B. Trim border panels using a straight edge; panels should be cut face side up
For tegular tiles, you will need to cut the edge that’s resting on the wall molding to allow it to lay flat.
Learn how to cut ceiling tiles
C. Cutting “Tegular”/“Recessed Grid” ceiling border panels
1. Trim tegular edge border panels to the same dimensions as for flat panels. The tegular edge detail must now be cut into the panel.
2. Set the panel into the grid. Draw a light pencil line on the panel using the wall molding as a guide.
3. Remove the panel. Use a sharp utility knife and straight edge to cut halfway through the panel from the face side along the pencil line.
4. Lay the utility knife on its side next to the panel and, with the panel face up, cut in at blade height for a reveal cut.
5. Remove the cut edge. If the cut edge of the panel is visible, paint with a flat white latex paint.

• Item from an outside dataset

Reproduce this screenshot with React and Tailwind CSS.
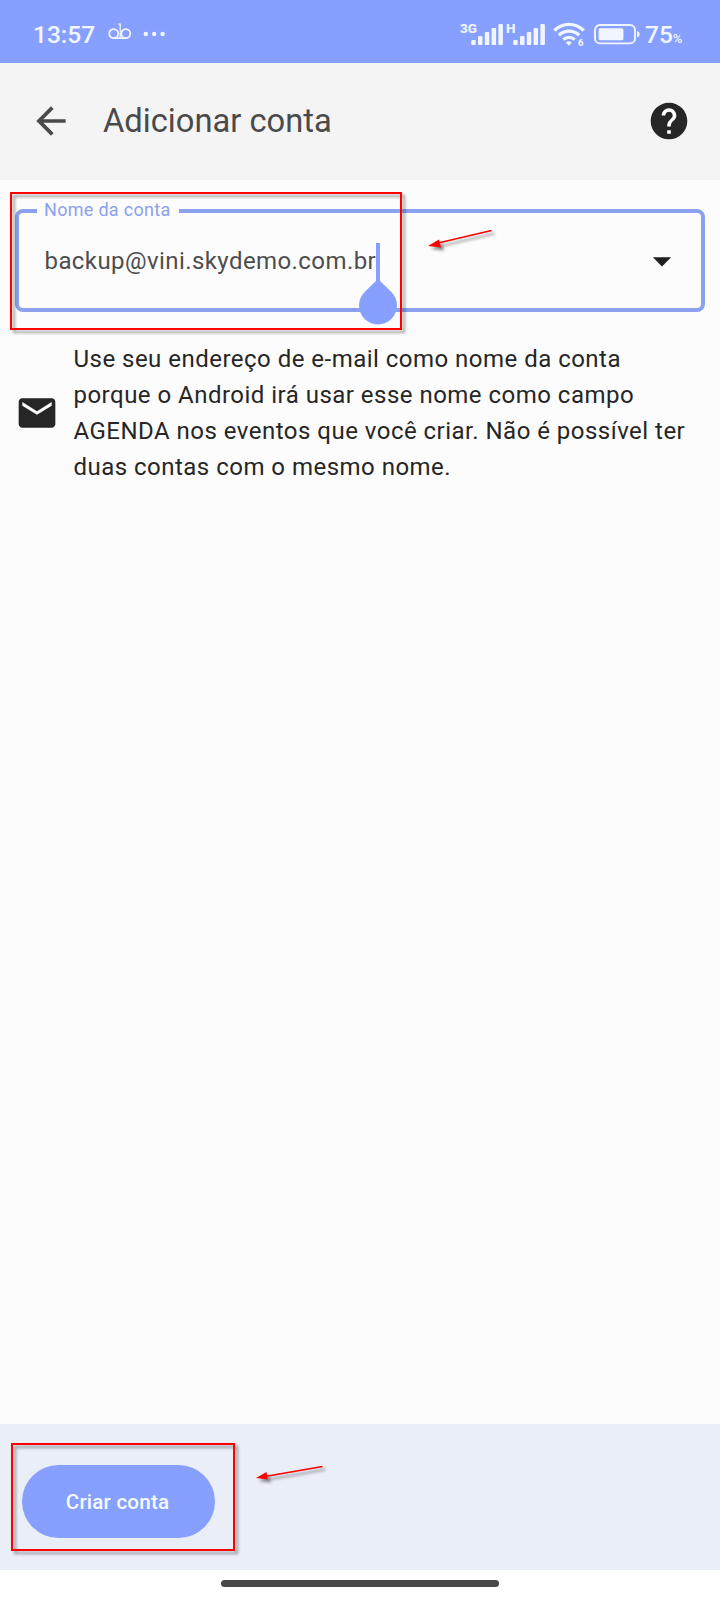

6. Fit the panel into the grid.
Frequently asked questions
Can I install a drop ceiling myself?
Yes. For most DIY-ers installing a drop ceiling is something that can be done quickly. Some of our products require better technical skills, more time planning and measuring, and more tools, like metal shears.
How much does it cost to install a drop ceiling?
The cost to install depends on a number of things: products used, including their performance features and edge detail, design of the space and products, and the grid. Estimate the cost of your ceiling project with tips and resources from the Kanopi team.
What is the easiest ceiling to install?
The easiest ceilings to install are surface mount ceilings. Some examples of those are 12” x 12” surface mount ceiling tiles, ceiling plants with our EASY UP track and clips, or our WOODHAVEN planks over a drop ceiling. The easiest ceiling projects require you to be familiar with simple tools like a hammer, tape measure, and saw.